Our job that night was to watch a farm suspected of being used as a safe house by an IRA fugitive. The four of us left the drop-off point a mile away and walked at an easy pace in the howling rainstorm along hedgerows and through muddy fields towards the farm. We took our time walking to avoid overheating and eventually stopped at the top of a field where we could look down on the well-lit farm a hundred yards away as the wind and rain pelted us. The suits were everything they promised to be. I felt nothing of the harsh elements and the rain that ran down my face was, if anything, refreshing. We sat down on the muddy ground without a care and leaned back and observed. The suits were a little noisy, which is why they would have been impractical on something like the O’Sally ambush, but for a stand-off they were fine. We gave a radio check to inform ops of our arrival on target and they got back to us minutes later requesting us to move straight in and flush the main house ASAP. They had received information that several wanted members of the Provisional IRA might be inside.

We quickly formed a plan to cover all four sides of the house in case anyone tried to escape through a door or window while Kiwi went to the front door alone. Each operative was responsible for one side of the house. Around each corner was another man’s field of fire so each man had to stay his side of the building or risk being shot by an oppo. When we were all in position Kiwi stepped out of the shadows of an outbuilding and walked across the floodlit concrete yard towards the front of the house.

He banged hard on the door several times, then gripped his heavy machine-gun, aimed the thick, black barrel at the door and let the belt trail over his arm like a python. I stood at my corner and levelled my weapon along my side of the building, waiting for someone to come out of a window. Whoever climbed out, if they had a gun, they died, and if they did not have a weapon I would convince them not to run – I was not about to chase anyone the way I was dressed unless I wanted to give myself a heart attack.

The front door was opened by the owner of the house, who was an old IRA militiaman and veteran of past campaigns. Kiwi’s huge figure filled the door-frame and was back-lit by the floodlights. The old man shuddered as he took in the size of the monstrous, black, dripping thing that faced him with its awesome weapon aimed at his face. God only knows what the old man thought had come to pay him a visit. He had an instant heart attack and collapsed and died there in the hallway. The RUC were not impressed but no legal action was taken.

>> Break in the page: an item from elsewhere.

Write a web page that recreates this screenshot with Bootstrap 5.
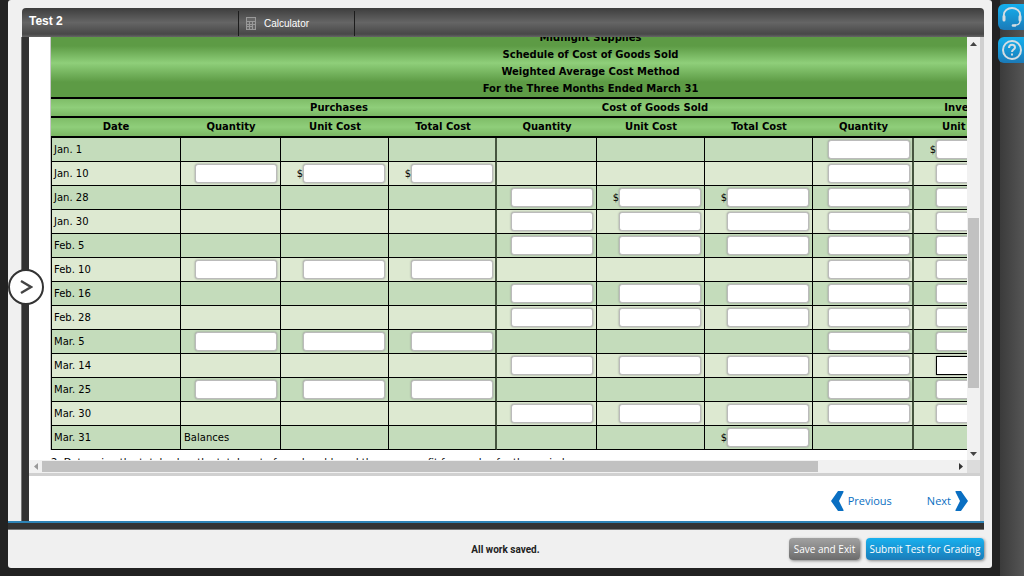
<!DOCTYPE html>
<html lang="en">
<head>
<meta charset="utf-8">
<meta name="viewport" content="width=device-width, initial-scale=1">
<title>Test 2</title>
<link href="https://cdn.jsdelivr.net/npm/bootstrap@5.3.0/dist/css/bootstrap.min.css" rel="stylesheet">
<style>
  body { background: #222; font-family: "Open Sans", sans-serif; font-size: 11px; }
  .shell { background: #f0f0f0; border-radius: 3px; margin: 0 8px 8px; padding-top: 8px; min-width: 0; }
  .tool-rail { width: 24px; background: linear-gradient(90deg, #3b3b3b, #555); padding-top: 4px; gap: 7px; }
  .rail-btn { width: 26px; height: 26px; margin-left: -2px; padding: 0 0 0 2px; border: 0; border-radius: 6px 0 0 6px; background: linear-gradient(#15b0ee, #1b7ab8); }
  .stage { margin: 0 8px 0 14px; }
  .top-bar { height: 29px; background: linear-gradient(#3d3d3d, #656565 50%, #484848 90%, #666); border-radius: 4px 4px 0 0; font-family: "Liberation Sans", sans-serif; color: #fff; }
  .test-title { width: 216px; padding: 4px 0 0 7px; font-size: 12px; line-height: 18px; font-weight: 700; }
  .calc-btn { width: 117px; height: 25px; padding: 0 0 0 7px; gap: 8px; border: 1px solid #1c1c1c; border-width: 0 1px; border-radius: 0; background: none; color: #fff; font-size: 10px; margin-top: 3px; }
  .work { background: #fff; border-left: 7px solid #333; border-right: 4px solid #d0d0d0; box-shadow: -1px 0 #777; }
  .sheet-view { min-width: 0; min-height: 0; }
  .sheet { margin: -8px 0 0 22px; width: 1079px; font-family: "DejaVu Sans", sans-serif; font-size: 10px; color: #000; }
  .ledger { table-layout: fixed; width: 1079px; border-collapse: separate; border-spacing: 0; box-shadow: -1px 0 #c8c8c8; }
  .ledger col.c-date { width: 130px; }
  .ledger col.c-qty { width: 100px; }
  .ledger col.c-cost { width: 108px; }
  .ledger col.c-stock { width: 101px; }
  .ledger th { padding: 0; text-align: center; font-weight: 700; line-height: 17px; border-bottom: 2px solid #000; background: linear-gradient(#7fbd68, #8fce7a 50%, #7ab663); }
  .ledger th.heading { background: linear-gradient(#5d9b45 25%, #8fcf7a 50%, #5d9b45 78%); }
  .ledger .columns th { line-height: 18px; }
  .ledger td { height: 24px; padding: 0 3px; border: 1px solid #000; border-width: 0 1px 1px 0; line-height: 20px; text-align: right; white-space: nowrap; }
  .ledger td:first-child { border-left-width: 1px; padding-left: 2px; }
  .ledger td:nth-child(4), .ledger td:nth-child(8) { border-right: 2px solid #46553f; padding-right: 2px; }
  .ledger td.words { text-align: left; }
  .ledger tr.odd td { background-color: #c4dcbb; }
  .ledger tr.even td { background-color: #dde9d1; }
  .entry { width: 82px; height: 19px; border: 1px solid #bbb; border-radius: 3px; background: #fff; box-shadow: 0 0 2px #888; padding: 0 3px; vertical-align: middle; }
  .entry.current { border-color: #000; border-radius: 0; }
  .next-task { padding-top: 6px; line-height: 14px; margin: 0; }
  .scroll-y { width: 13px; background: #f1f1f1; }
  .scroll-x { height: 13px; background: #f1f1f1; }
  .arrow-cell { flex: 0 0 13px; }
  .thumb { background: #c1c1c1; }
  .scroll-y .thumb { margin: 0 1px; }
  .scroll-x .thumb { margin: 1px 0; }
  .corner { flex: 0 0 13px; background: #dcdcdc; }
  .pager { height: 48px; border-top: 3px solid #d0d0d0; padding: 4px 12px 0 0; gap: 35px; }
  .pager a { color: #0a6fc2; font-size: 11px; line-height: 18px; }
  .base-rule { margin-right: 8px; height: 9px; background: #333; border-top: 2px solid #2e83b5; border-bottom: 1px solid #777; }
  .foot { height: 38px; padding: 0 8px 0 19px; }
  .saved { font-family: Roboto, sans-serif; font-size: 10px; font-weight: 700; color: #222; margin: 0; }
  .actions { gap: 6px; }
  .act { height: 22px; border: 0; border-radius: 4px; color: #fff; font-size: 10px; line-height: 20px; padding: 0; box-shadow: 1px 1px 3px #888; }
  .act-save { width: 71px; background: linear-gradient(#a2a2a2, #6c6c6c); }
  .act-submit { width: 118px; background: linear-gradient(#18b0ee, #1a7cb9); }
  .drawer-btn { left: 8px; top: 50%; width: 36px; height: 36px; margin-top: -19px; padding: 0; border: 2px solid #333; border-radius: 50%; background: #fff; }
</style>
</head>
<body class="vh-100 d-flex overflow-hidden">
<div class="shell d-flex flex-column flex-grow-1">
  <main class="stage d-flex flex-column flex-grow-1 sheet-view">
    <header class="top-bar d-flex flex-shrink-0">
      <div class="test-title">Test 2</div>
      <button type="button" class="calc-btn d-flex align-items-center">
        <svg width="10" height="13" viewBox="0 0 10 13"><path fill="#999" d="M0 0h10v13H0z"/><path fill="#666" d="M1 1h8v3H1zM1 5h2v2H1zM4 5h2v2H4zM7 5h2v2H7zM1 8h2v1H1zM4 8h2v1H4zM7 8h2v4H7zM1 10h2v2H1zM4 10h2v2H4z"/></svg>
        <span>Calculator</span>
      </button>
    </header>
    <div class="work d-flex flex-column flex-grow-1 sheet-view">
      <div class="d-flex flex-grow-1 sheet-view">
        <div class="flex-grow-1 overflow-hidden sheet-view">
          <div class="sheet">
            <table class="ledger">
              <colgroup><col class="c-date"><col class="c-qty"><col class="c-cost"><col class="c-cost"><col class="c-qty"><col class="c-cost"><col class="c-cost"><col class="c-stock"><col class="c-cost"><col class="c-cost"></colgroup>
              <thead>
                <tr><th class="heading" colspan="10">Midnight Supplies<br>Schedule of Cost of Goods Sold<br>Weighted Average Cost Method<br>For the Three Months Ended March 31</th></tr>
                <tr><th></th><th colspan="3">Purchases</th><th colspan="3">Cost of Goods Sold</th><th colspan="3">Inventory</th></tr>
                <tr class="columns"><th>Date</th><th>Quantity</th><th>Unit Cost</th><th>Total Cost</th><th>Quantity</th><th>Unit Cost</th><th>Total Cost</th><th>Quantity</th><th>Unit Cost</th><th>Total Cost</th></tr>
              </thead>
              <tbody id="entries"></tbody>
            </table>
            <p class="next-task">2. Determine the total sales, the total cost of goods sold, and the gross profit from sales for the period.</p>
          </div>
        </div>
        <div class="scroll-y d-flex flex-column flex-shrink-0">
          <div class="arrow-cell d-flex align-items-center justify-content-center"><svg width="7" height="4"><path fill="#444" d="M0 4h7L3.500 0z"/></svg></div>
          <div style="flex-grow:167"></div><div class="thumb" style="flex-grow:169"></div><div style="flex-grow:59"></div>
          <div class="arrow-cell d-flex align-items-center justify-content-center"><svg width="7" height="4"><path fill="#444" d="M0 0h7L3.500 4z"/></svg></div>
        </div>
      </div>
      <div class="scroll-x d-flex flex-shrink-0">
        <div class="arrow-cell d-flex align-items-center justify-content-center"><svg width="4" height="7"><path fill="#999" d="M4 0v7L0 3.500z"/></svg></div>
        <div class="thumb" style="flex-grow:776"></div><div style="flex-grow:136"></div>
        <div class="arrow-cell d-flex align-items-center justify-content-center"><svg width="4" height="7"><path fill="#333" d="M0 0v7L4 3.500z"/></svg></div>
        <div class="corner"></div>
      </div>
      <nav class="pager d-flex align-items-center justify-content-end flex-shrink-0">
        <a href="#previous" class="d-flex align-items-center gap-1 text-decoration-none"><svg width="13" height="20" viewBox="0 0 13 20"><path fill="#0a6fc2" d="M7 0h5q1 0 .5 1L8 10l4.500 9q.5 1-.5 1H7L0 10z"/></svg>Previous</a>
        <a href="#next" class="d-flex align-items-center gap-1 text-decoration-none">Next<svg width="13" height="20" viewBox="0 0 13 20"><path fill="#0a6fc2" d="M6 0H1Q0 0 .5 1L5 10 .5 19Q0 20 1 20h5l7-10z"/></svg></a>
      </nav>
    </div>
  </main>
  <div class="base-rule flex-shrink-0"></div>
  <footer class="foot row g-0 align-items-center flex-shrink-0">
    <div class="col-4"></div>
    <p class="saved col-4 text-center">All work saved.</p>
    <div class="actions col-4 d-flex justify-content-end">
      <button type="button" class="act act-save">Save and Exit</button>
      <button type="button" class="act act-submit">Submit Test for Grading</button>
    </div>
  </footer>
</div>
<aside class="tool-rail d-flex flex-column flex-shrink-0">
  <button type="button" class="rail-btn d-flex align-items-center justify-content-center" aria-label="Support"><svg width="22" height="22" viewBox="0 0 22 22" fill="none" stroke="#d5dde2" stroke-linecap="round"><path stroke-width="1.800" d="M2.800 10V9a8.200 7 0 0 1 16.400 0v1"/><path stroke-width="3" d="M3 10.500v3.500M19 10.500v3.500"/><path stroke-width="1.300" d="M19 15c0 2.500-2 4-5 4"/><path stroke-width="2.600" d="M12 19.500h2"/></svg></button>
  <button type="button" class="rail-btn d-flex align-items-center justify-content-center" aria-label="Help"><svg width="22" height="22" viewBox="0 0 22 22" fill="none" stroke="#d5dde2" stroke-width="2"><circle cx="11" cy="11" r="9"/><path d="M8 9c0-4.300 6-4.300 6-.5 0 2-3 2.200-3 4.500M11 14.500v2"/></svg></button>
</aside>
<button type="button" class="drawer-btn position-absolute d-flex align-items-center justify-content-center" aria-label="Open panel"><svg width="14" height="16" viewBox="0 0 14 16"><path d="M2 2l10 6-10 6" fill="none" stroke="#444" stroke-width="2.400"/></svg></button>
<script src="https://cdn.jsdelivr.net/npm/bootstrap@5.3.0/dist/js/bootstrap.bundle.min.js"></script>
<script>
  // One character per column after the date: "-" blank, "i" entry, "$" entry with a dollar sign
  const rows = [
    ["Jan. 1",  "------i$$"],
    ["Jan. 10", "i$$---iii"],
    ["Jan. 28", "---i$$iii"],
    ["Jan. 30", "---iiiiii"],
    ["Feb. 5",  "---iiiiii"],
    ["Feb. 10", "iii---iii"],
    ["Feb. 16", "---iiiiii"],
    ["Feb. 28", "---iiiiii"],
    ["Mar. 5",  "iii---iii"],
    ["Mar. 14", "---iiiiii"],
    ["Mar. 25", "iii---iii"],
    ["Mar. 30", "---iiiiii"],
    ["Mar. 31", "B----$--$"]
  ];
  const groups = ["Purchases", "Cost of goods sold", "Inventory"];
  const parts = ["quantity", "unit cost", "total cost"];
  document.getElementById("entries").innerHTML = rows.map(([date, cells], r) => {
    const tds = [...cells].map((kind, c) => {
      if (kind === "-") return "<td></td>";
      if (kind === "B") return '<td class="words">Balances</td>';
      const name = `${date} ${groups[Math.floor(c / 3)]} ${parts[c % 3]}`;
      const current = r === 9 && c === 7 ? " current" : "";
      return `<td>${kind === "$" ? "$" : ""}<input type="text" class="entry${current}" aria-label="${name}"></td>`;
    }).join("");
    return `<tr class="${r % 2 ? "even" : "odd"}"><td class="words">${date}</td>${tds}</tr>`;
  }).join("");
</script>
</body>
</html>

By the end of that four-month tour I’d had enough of Northern Ireland. After that visit, the SBS tapered off their involvement in the province and went on to other things, although they continued to provide small teams for joint ops with the SAS as well as individuals for undercover duties. If I ever had to go back I hoped it would be in that latter capacity and no other. I was to get my wish.

5

A Royal Marine commando unit or Para regiment could have done most of the jobs the SAS and SBS teams were tasked to do in Northern Ireland, to the same standard we were doing them. Our shortcomings stemmed from the limited time we spent over there. It felt to us like we rushed in, scurried about doing anything we could fit in, and then hopped back to the mainland. The RUC were also getting tired of the short-term cycles of hard-hitting special forces trundling through the province, ill equipped for long-term intelligence-gathering and trying to win the war in their four-month tours. What was needed was a specialised, long-term unit committed solely to the conflict that could provide the delicate touch and patience required to take on an enemy also committed to a long-term struggle. There was such a team: it was highly clandestine in its activities, subtle, well equipped for the job, and patient – all the things we were lacking – and it was growing in effectiveness each year. It would eventually nudge the ill-fitting conventional special forces into a more secondary role.